Aim of the task
Using the material below, print the line that contains "Write a component", the line that contains "import React from", and every line in between, exactly and nothing else.

Records for the exercise

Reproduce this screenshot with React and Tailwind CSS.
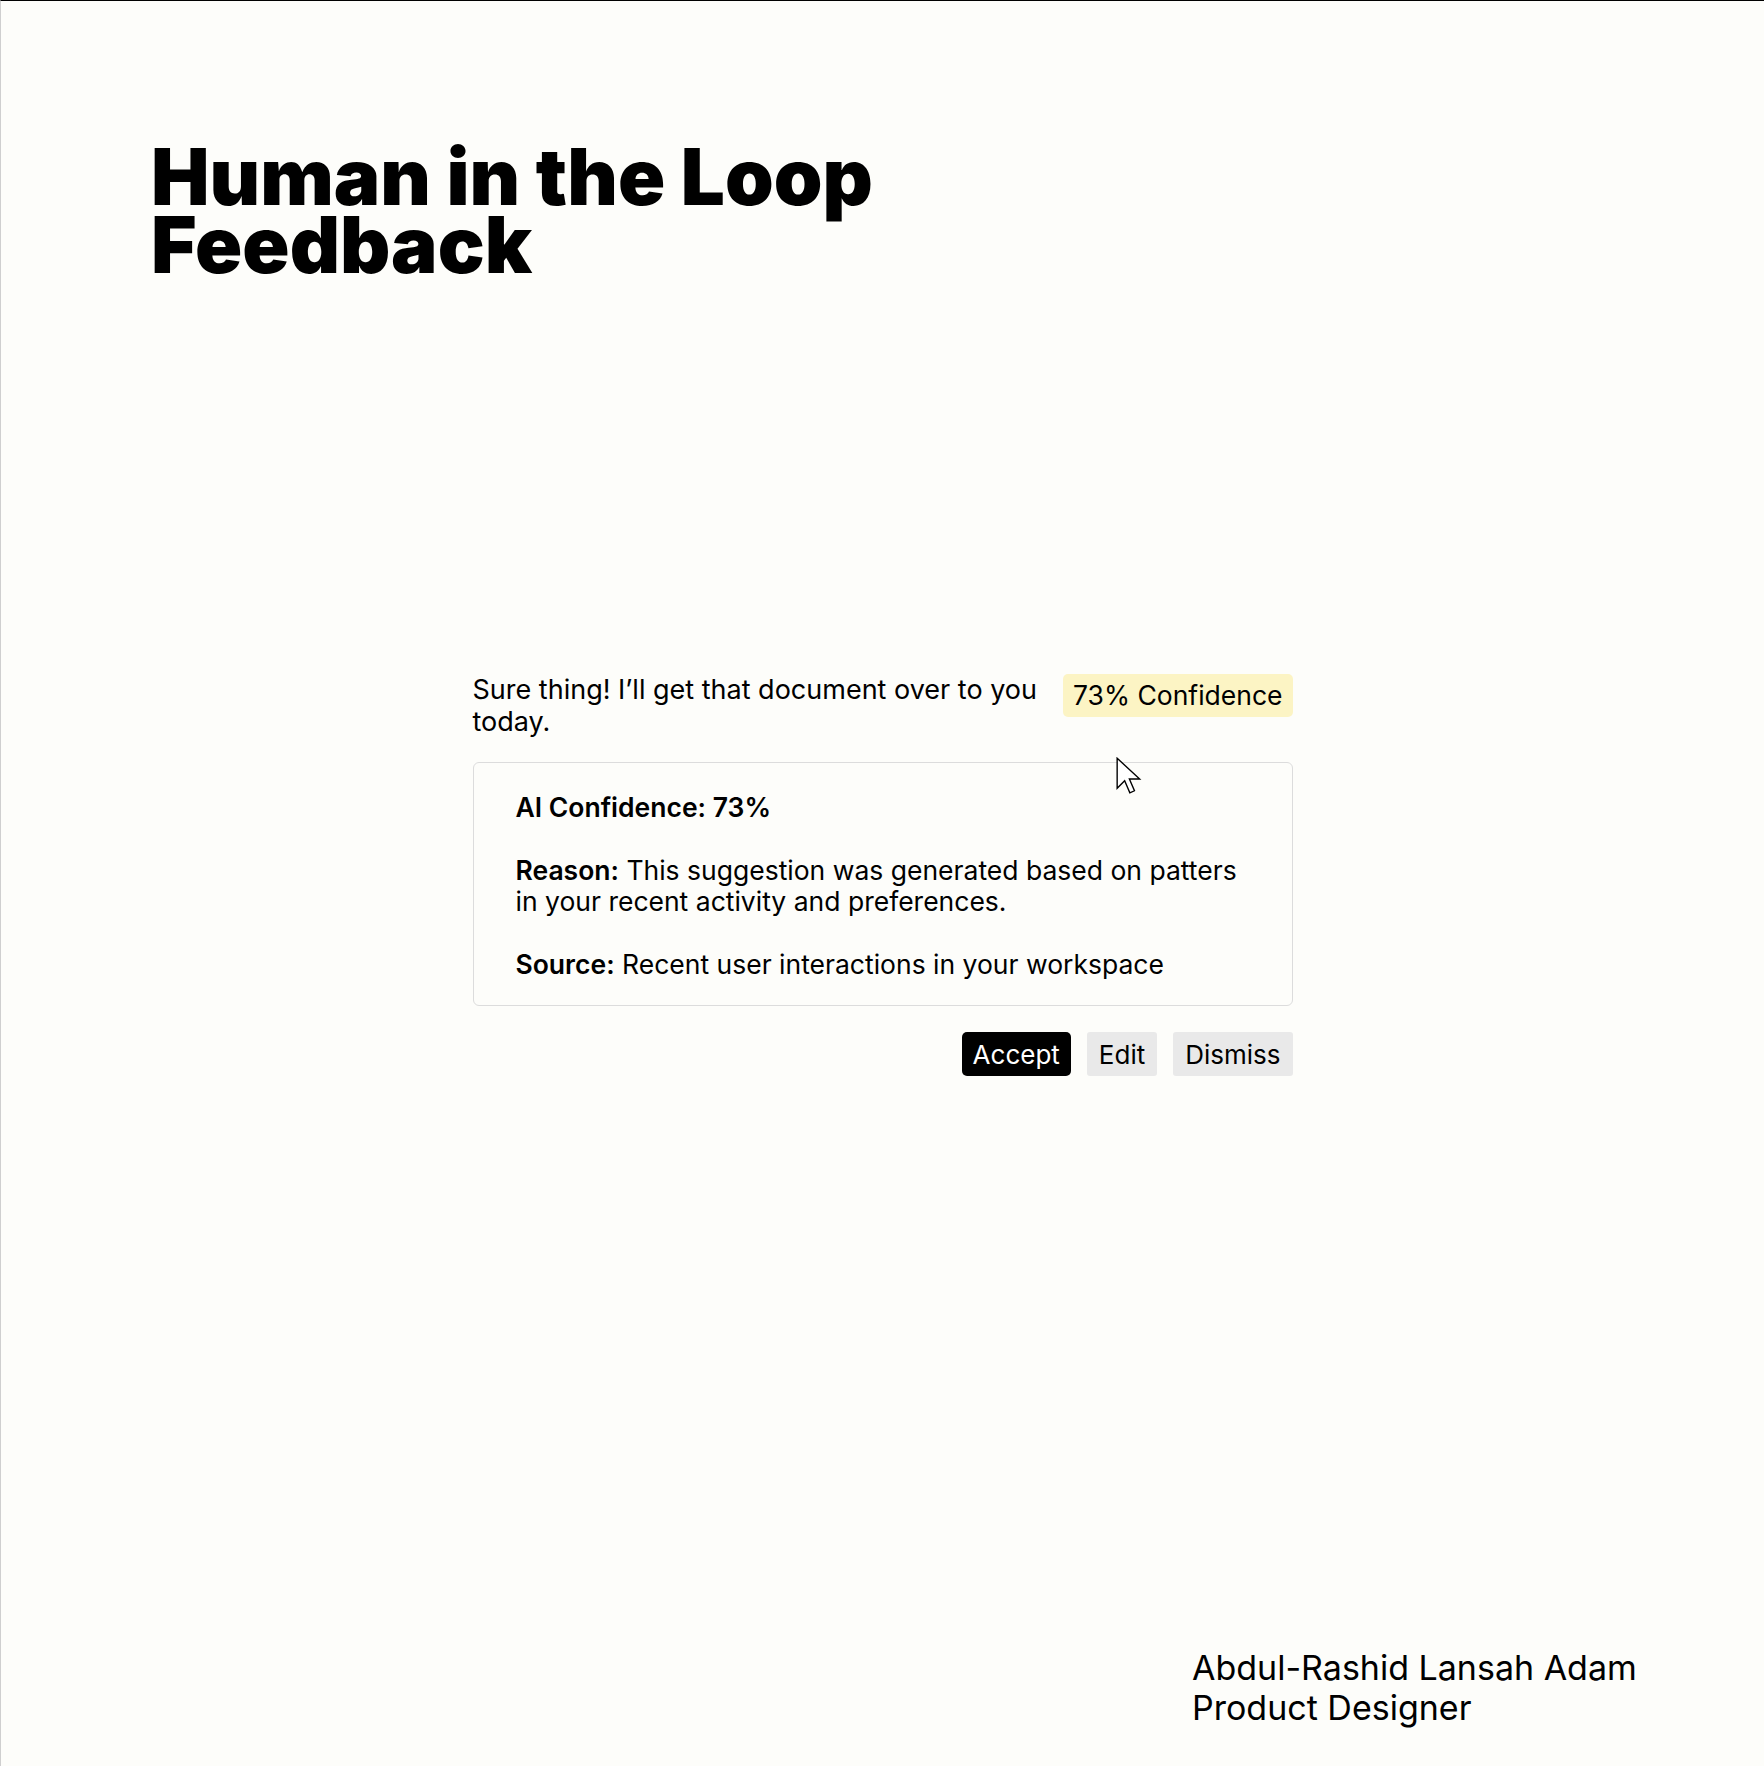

---

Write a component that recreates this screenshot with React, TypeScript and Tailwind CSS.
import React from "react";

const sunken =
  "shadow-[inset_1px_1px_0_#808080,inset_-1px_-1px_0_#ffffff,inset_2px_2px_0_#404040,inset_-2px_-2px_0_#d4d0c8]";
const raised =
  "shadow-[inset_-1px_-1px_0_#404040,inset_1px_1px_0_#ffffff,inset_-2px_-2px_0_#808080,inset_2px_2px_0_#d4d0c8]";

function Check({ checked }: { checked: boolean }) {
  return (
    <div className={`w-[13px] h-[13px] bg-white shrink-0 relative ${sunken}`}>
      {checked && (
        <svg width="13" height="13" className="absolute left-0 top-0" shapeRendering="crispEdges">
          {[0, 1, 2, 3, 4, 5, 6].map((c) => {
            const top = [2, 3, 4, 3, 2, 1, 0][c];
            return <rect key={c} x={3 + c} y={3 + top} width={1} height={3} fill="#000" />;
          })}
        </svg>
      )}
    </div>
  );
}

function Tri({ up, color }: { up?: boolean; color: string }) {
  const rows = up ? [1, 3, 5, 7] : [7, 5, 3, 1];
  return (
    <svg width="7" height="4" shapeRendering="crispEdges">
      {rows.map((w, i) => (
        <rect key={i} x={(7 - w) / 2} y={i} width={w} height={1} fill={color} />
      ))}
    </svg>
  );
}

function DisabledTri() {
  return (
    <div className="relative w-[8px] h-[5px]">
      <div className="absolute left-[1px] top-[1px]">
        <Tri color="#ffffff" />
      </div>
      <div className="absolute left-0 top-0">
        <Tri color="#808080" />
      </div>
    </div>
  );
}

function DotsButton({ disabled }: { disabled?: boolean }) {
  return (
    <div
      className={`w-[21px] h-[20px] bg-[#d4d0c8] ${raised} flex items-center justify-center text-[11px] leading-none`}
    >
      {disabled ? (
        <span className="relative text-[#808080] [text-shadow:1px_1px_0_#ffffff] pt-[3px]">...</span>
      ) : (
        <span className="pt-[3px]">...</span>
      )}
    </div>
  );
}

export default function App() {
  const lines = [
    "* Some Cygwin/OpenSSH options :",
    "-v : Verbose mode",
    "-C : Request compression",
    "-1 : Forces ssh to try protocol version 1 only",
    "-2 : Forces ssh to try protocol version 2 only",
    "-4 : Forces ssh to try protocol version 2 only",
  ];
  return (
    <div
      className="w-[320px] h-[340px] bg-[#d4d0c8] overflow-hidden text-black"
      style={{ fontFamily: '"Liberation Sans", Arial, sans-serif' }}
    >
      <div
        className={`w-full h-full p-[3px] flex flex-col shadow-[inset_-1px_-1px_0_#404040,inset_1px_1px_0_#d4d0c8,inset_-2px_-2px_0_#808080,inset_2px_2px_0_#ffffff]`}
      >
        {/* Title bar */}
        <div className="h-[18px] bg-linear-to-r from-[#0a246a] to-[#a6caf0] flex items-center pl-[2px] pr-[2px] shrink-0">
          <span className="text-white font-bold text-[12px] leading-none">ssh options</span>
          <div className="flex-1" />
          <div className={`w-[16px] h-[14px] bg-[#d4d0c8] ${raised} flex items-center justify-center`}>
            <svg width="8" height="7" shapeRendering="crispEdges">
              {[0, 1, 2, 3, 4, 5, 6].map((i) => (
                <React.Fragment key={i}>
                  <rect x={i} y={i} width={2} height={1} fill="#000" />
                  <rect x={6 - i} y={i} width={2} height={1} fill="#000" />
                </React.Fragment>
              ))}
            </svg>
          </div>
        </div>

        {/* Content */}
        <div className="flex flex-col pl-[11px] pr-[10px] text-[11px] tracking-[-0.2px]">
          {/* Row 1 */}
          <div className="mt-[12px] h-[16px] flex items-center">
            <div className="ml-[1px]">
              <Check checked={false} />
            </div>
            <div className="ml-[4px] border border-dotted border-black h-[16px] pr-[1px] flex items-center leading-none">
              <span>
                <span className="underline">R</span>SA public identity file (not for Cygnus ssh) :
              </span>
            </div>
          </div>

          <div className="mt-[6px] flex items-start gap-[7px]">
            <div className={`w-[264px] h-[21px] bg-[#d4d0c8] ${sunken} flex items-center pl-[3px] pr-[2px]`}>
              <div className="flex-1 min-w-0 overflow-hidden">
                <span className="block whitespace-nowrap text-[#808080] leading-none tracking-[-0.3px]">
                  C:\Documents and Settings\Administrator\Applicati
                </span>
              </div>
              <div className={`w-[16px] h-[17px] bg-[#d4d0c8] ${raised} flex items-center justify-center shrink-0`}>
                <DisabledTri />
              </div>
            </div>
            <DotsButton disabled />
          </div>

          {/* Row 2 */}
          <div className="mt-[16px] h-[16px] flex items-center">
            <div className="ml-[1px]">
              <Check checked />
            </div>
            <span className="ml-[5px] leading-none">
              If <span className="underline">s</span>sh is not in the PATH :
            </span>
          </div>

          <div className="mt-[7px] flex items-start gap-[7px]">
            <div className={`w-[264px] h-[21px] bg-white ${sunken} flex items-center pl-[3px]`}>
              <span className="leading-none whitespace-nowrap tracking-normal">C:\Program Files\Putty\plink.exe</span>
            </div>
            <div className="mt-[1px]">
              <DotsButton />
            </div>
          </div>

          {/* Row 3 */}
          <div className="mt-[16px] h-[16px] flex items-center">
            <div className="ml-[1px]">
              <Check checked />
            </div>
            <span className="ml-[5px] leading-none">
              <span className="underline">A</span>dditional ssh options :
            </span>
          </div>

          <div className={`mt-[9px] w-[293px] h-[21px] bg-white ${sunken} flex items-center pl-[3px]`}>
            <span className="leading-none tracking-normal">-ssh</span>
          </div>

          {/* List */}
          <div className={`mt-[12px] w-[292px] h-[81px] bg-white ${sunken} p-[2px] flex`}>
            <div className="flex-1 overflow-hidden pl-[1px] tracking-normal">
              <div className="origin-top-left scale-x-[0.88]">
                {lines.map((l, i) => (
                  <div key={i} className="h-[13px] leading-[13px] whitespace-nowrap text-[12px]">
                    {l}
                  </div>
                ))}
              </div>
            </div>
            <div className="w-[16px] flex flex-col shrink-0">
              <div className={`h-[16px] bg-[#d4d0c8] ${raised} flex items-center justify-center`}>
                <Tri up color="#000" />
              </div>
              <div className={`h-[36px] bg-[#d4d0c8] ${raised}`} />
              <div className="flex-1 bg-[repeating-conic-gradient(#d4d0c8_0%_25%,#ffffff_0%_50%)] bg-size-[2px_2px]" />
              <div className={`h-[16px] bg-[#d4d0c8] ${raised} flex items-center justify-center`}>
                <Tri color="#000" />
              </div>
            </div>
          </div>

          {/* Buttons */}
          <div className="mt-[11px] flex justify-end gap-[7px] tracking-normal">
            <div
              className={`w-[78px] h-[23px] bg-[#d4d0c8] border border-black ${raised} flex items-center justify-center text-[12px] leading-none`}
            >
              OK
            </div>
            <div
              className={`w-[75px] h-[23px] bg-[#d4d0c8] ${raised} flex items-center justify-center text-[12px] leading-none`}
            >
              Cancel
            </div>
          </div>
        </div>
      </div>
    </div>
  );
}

==

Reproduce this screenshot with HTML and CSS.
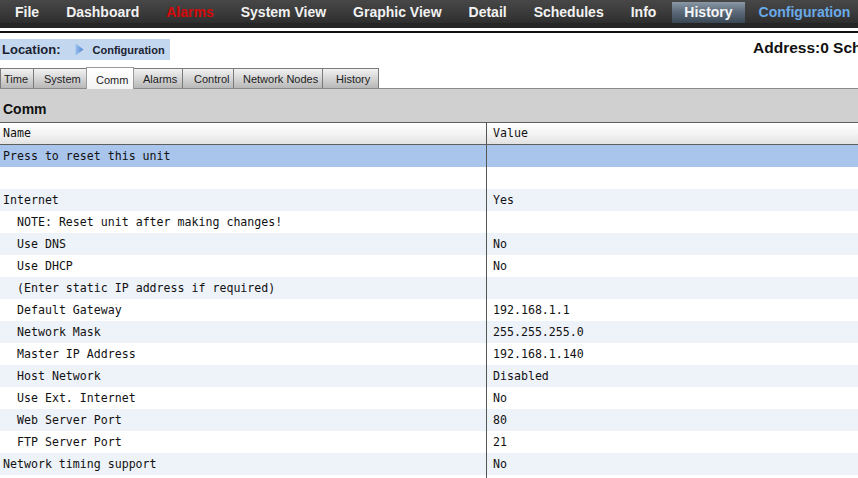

Written solution
Write a component that recreates this screenshot with React, TypeScript and Tailwind CSS.
import React from "react";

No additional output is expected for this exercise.